With the 2027 elections approaching, how can the government prevent public funds from being diverted to finance political campaigns?

The government should explain why it continues to spend hundreds of billions of naira fighting corruption while delaying the approval of the amendment to the Fiscal Responsibility Act 2007. The amendment would introduce stronger mechanisms to prevent the diversion of even a single naira of public funds. Rather than focusing solely on fighting corruption after it occurs, the priority should be establishing systems that prevent corruption in the first place.

 

 

Government officials frequently travel abroad to attract foreign investors, yet the results appear limited. Why is Nigeria struggling to attract investment?

The only foreign trips that have made real sense are those connected to bilateral trade and investment treaties with countries such as China, the United Kingdom, the United Arab Emirates, Saudi Arabia, Brazil, and Turkey.
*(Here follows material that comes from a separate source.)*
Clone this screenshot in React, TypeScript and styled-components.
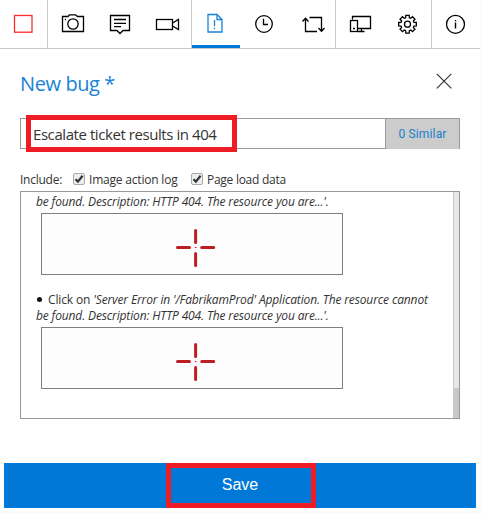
import React from 'react';
import styled, { createGlobalStyle } from 'styled-components';

const GlobalStyle = createGlobalStyle`
  *, *::before, *::after { box-sizing: border-box; }
  body { margin: 0; background: #fafafa; font-family: 'Open Sans', 'Noto Sans', sans-serif; color: #333; }
`;

const Panel = styled.main`
  display: flex;
  flex-direction: column;
  width: 480px;
  height: 511px;
  background: #fff;
`;

const Toolbar = styled.nav`
  display: flex;
  height: 49px;
  border-bottom: 1px solid #c8c8c8;
`;

const Tool = styled.button<{ $divided?: boolean; $active?: boolean }>`
  width: 48px;
  height: 48px;
  padding: 0;
  border: 0;
  background: ${p => (p.$active ? 'linear-gradient(#0078d7, #0078d7) 0 45px / 48px 3px no-repeat' : 'none')};
  box-shadow: ${p => (p.$divided ? 'inset -1px 0 #c8c8c8' : 'none')};
  svg { display: block; }
`;

const Header = styled.header`
  display: flex;
  justify-content: space-between;
  height: 69px;
  padding: 21px 26px 0 20px;
`;

const Title = styled.h1`
  margin: 0;
  font-size: 20px;
  font-weight: 400;
  line-height: 28px;
  letter-spacing: -0.4px;
  color: #1883d7;
`;

const Close = styled.button`
  width: 20px;
  height: 20px;
  margin-top: 1px;
  padding: 0;
  border: 0;
  background: none;
  svg { display: block; }
`;

const TitleField = styled.div`
  position: relative;
  display: flex;
  width: 440px;
  height: 31px;
  margin-left: 20px;
  border: 1px solid #999;
`;

const FieldText = styled.div`
  flex: 1;
  padding-left: 12px;
  font-size: 15px;
  line-height: 30px;
  letter-spacing: -0.43px;
`;

const Similar = styled.button`
  width: 74px;
  height: 30px;
  padding: 0;
  border: 0;
  border-left: 1px solid #999;
  background: #ccc;
  color: #1480cd;
  font: 12px/28px Roboto, sans-serif;
  letter-spacing: 0.15px;
`;

const Highlight = styled.div<{ $x: number; $y: number; $w: number; $h: number }>`
  position: absolute;
  left: ${p => p.$x}px;
  top: ${p => p.$y}px;
  width: ${p => p.$w}px;
  height: ${p => p.$h}px;
  border: 5px solid #ee1c25;
  pointer-events: none;
`;

const Options = styled.div`
  display: flex;
  height: 42px;
  padding: 22px 0 0 20px;
  font-size: 12px;
  line-height: 18px;
`;

const OptionsLabel = styled.span`
  width: 53px;
  letter-spacing: -0.25px;
`;

const Option = styled.label<{ $w: number; $spacing: number }>`
  display: flex;
  width: ${p => p.$w}px;
  gap: 4px;
  letter-spacing: ${p => p.$spacing}px;
  white-space: nowrap;
  svg { flex: none; margin-top: 2px; }
`;

const Log = styled.section`
  display: flex;
  width: 440px;
  height: 228px;
  margin-left: 20px;
  border: 1px solid #999;
`;

const Entries = styled.div`
  flex: 1;
  padding: 2px 0 0 15px;
  font-size: 12px;
  line-height: 16px;
  white-space: nowrap;
`;

const Line = styled.div<{ $spacing: number }>`
  height: 16px;
  letter-spacing: ${p => p.$spacing}px;
`;

const Bullet = styled.span`
  display: inline-block;
  width: 5px;
  height: 5px;
  margin: 0 6px 2px 1px;
  border-radius: 50%;
  background: #111;
`;

const Shot = styled.div`
  width: 302px;
  height: 62px;
  margin: 3px 0 17px 5px;
  border: 1px solid #808080;
  background: #fdfdfd;
  svg { display: block; }
`;

const ScrollTrack = styled.div`
  display: flex;
  align-items: flex-end;
  width: 6px;
  background: linear-gradient(90deg, #c8c8c8 1px, #e8e8e8 1px);
`;

const ScrollThumb = styled.div`
  width: 6px;
  height: 30px;
  background: #c8c8c8;
`;

const SaveButton = styled.button`
  position: relative;
  width: 472px;
  height: 45px;
  margin: 44px 0 0 4px;
  padding: 0 0 2px;
  border: 0;
  background: #0078d7;
  color: #fff;
  font: 16px/43px 'Liberation Sans', Arial, sans-serif;
`;

const gearPath = Array.from({ length: 8 }, (_, i) => {
  const point = (radius: number, degrees: number) => {
    const angle = ((i * 45 + degrees) * Math.PI) / 180;
    return `${(23.5 + radius * Math.cos(angle)).toFixed(2)} ${(24.2 + radius * Math.sin(angle)).toFixed(2)}`;
  };
  return `${i ? 'L' : 'M'}${point(9, -11)}L${point(9, 11)}L${point(6.7, 16)}L${point(6.7, 29)}`;
}).join('') + 'Z';

type ToolItem = { name: string; color?: string; divided?: boolean; active?: boolean; art: React.ReactNode };

const tools: ToolItem[] = [
  { name: 'Stop', color: '#ff2a2a', divided: true, art: <rect x="14.5" y="15.5" width="17.5" height="16.7" /> },
  {
    name: 'Screenshot',
    art: <><path d="M14.5 16.5H20L21.5 14.8H27.5L29.5 16.5H35.5V31.5H14.5Z" /><circle cx="25" cy="24" r="5.2" /><path d="M17 19.5h1" /></>,
  },
  {
    name: 'Note',
    art: <><path d="M14.5 15.5H33.5V30.5H27L24 33.5L21 30.5H14.5Z" /><path d="M18 19.5H30M18 23.3H30M18 26.7H25" /></>,
  },
  { name: 'Record', divided: true, art: <><rect x="12.5" y="19.5" width="16" height="10" /><path d="M28.5 23L34.5 19.5V29.5L28.5 26" /></> },
  {
    name: 'Bug', color: '#1683da', active: true,
    art: <><path d="M16 14.5H25L30 19.5V32H16Z" /><path d="M25 14.5V19.5H30" /><path d="M22.5 20v6.2M22.5 27.8v1.5" /></>,
  },
  { name: 'Timeline', art: <><circle cx="24" cy="24" r="8.3" /><path d="M23.5 18.8V24.5H28" /></> },
  { name: 'Test', divided: true, art: <><path d="M29 31.5H17.5V18.5M14.5 21.5L17.5 18.3L20.5 21.5M21.5 17.5H33.5V30.5M30.5 28L33.5 31.2L36.5 28" /></> },
  {
    name: 'Devices',
    art: <><path d="M16.5 19.5V16.5H34.5V28.5H22" /><rect x="14.5" y="20.5" width="7" height="11" /><path d="M17 28.5h2M22 31.5H28.5M25.5 28.5V31.5" /></>,
  },
  { name: 'Settings', divided: true, art: <><path d={gearPath} /><circle cx="23.5" cy="24.2" r="3" /></> },
  { name: 'About', art: <><circle cx="23.5" cy="24.3" r="9" /><path d="M23.5 22.5V28.5M23.5 20v1.2" strokeWidth="1.4" /></> },
];

const Check = () => (
  <svg width="12" height="12" viewBox="0 0 12 12">
    <rect x=".5" y=".5" width="11" height="11" rx="1.5" fill="#eee" stroke="#aaa" />
    <path d="M2.5 6.2L4.9 8.6L9.6 2.8" fill="none" stroke="#333" strokeWidth="2.2" />
  </svg>
);

const Screenshot = () => (
  <Shot>
    <svg width="300" height="60" viewBox="0 0 300 60" fill="none" stroke="#be1e22" strokeWidth="3" strokeLinecap="round">
      <path d="M153.6 16.5V28.5M153.6 39.5V51.5M135.5 33.5H147.5M159.7 33.5H171.7" />
      <path d="M153.2 33.5h.8" strokeWidth="1" />
    </svg>
  </Shot>
);

export default function App() {
  return (
    <>
      <GlobalStyle />
      <Panel>
        <Toolbar>
          {tools.map(t => (
            <Tool key={t.name} aria-label={t.name} $divided={t.divided} $active={t.active}>
              <svg width="48" height="48" viewBox="0 0 48 48" fill="none" stroke={t.color ?? '#000'} strokeWidth="1.3">{t.art}</svg>
            </Tool>
          ))}
        </Toolbar>
        <Header>
          <Title>New bug *</Title>
          <Close aria-label="Close">
            <svg width="20" height="20" viewBox="0 0 20 20" stroke="#333" strokeWidth="1.2"><path d="M2.8 2.8L17.3 17.3M17.3 2.8L2.8 17.3" /></svg>
          </Close>
        </Header>
        <TitleField>
          <FieldText>Escalate ticket results in 404</FieldText>
          <Similar>0 Similar</Similar>
          <Highlight $x={5} $y={-4} $w={211} $h={37} />
        </TitleField>
        <Options>
          <OptionsLabel>Include:</OptionsLabel>
          <Option $w={118} $spacing={-0.2}><Check />Image action log</Option>
          <Option $w={110} $spacing={-0.27}><Check />Page load data</Option>
        </Options>
        <Log>
          <Entries>
            <Line $spacing={-0.14}><i>be found. Description: HTTP 404. The resource you are...'.</i></Line>
            <Screenshot />
            <Line $spacing={-0.135}><Bullet />Click on <i>'Server Error in '/FabrikamProd' Application. The resource cannot</i></Line>
            <Line $spacing={-0.14}><i>be found. Description: HTTP 404. The resource you are...'.</i></Line>
            <Screenshot />
          </Entries>
          <ScrollTrack><ScrollThumb /></ScrollTrack>
        </Log>
        <SaveButton>
          Save
          <Highlight $x={162} $y={0} $w={150} $h={45} />
        </SaveButton>
      </Panel>
    </>
  );
}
These engagements are sector-specific and usually involve investment protection arrangements as well as strategies for export-led growth, tariff liberalisation and value addition. Many other trips, however, have been a waste of time and public resources.

 

 

Nigeria is currently implementing overlapping budgets for 2024, 2025 and 2026 simultaneously. What does this mean for the economy?

Certainly nothing positive. That arrangement represents a gross violation of existing fiscal laws and undermines sound economic management. Running multiple budgets simultaneously creates confusion in fiscal planning and weakens accountability for public spending. Such practices are not consistent with disciplined economic governance.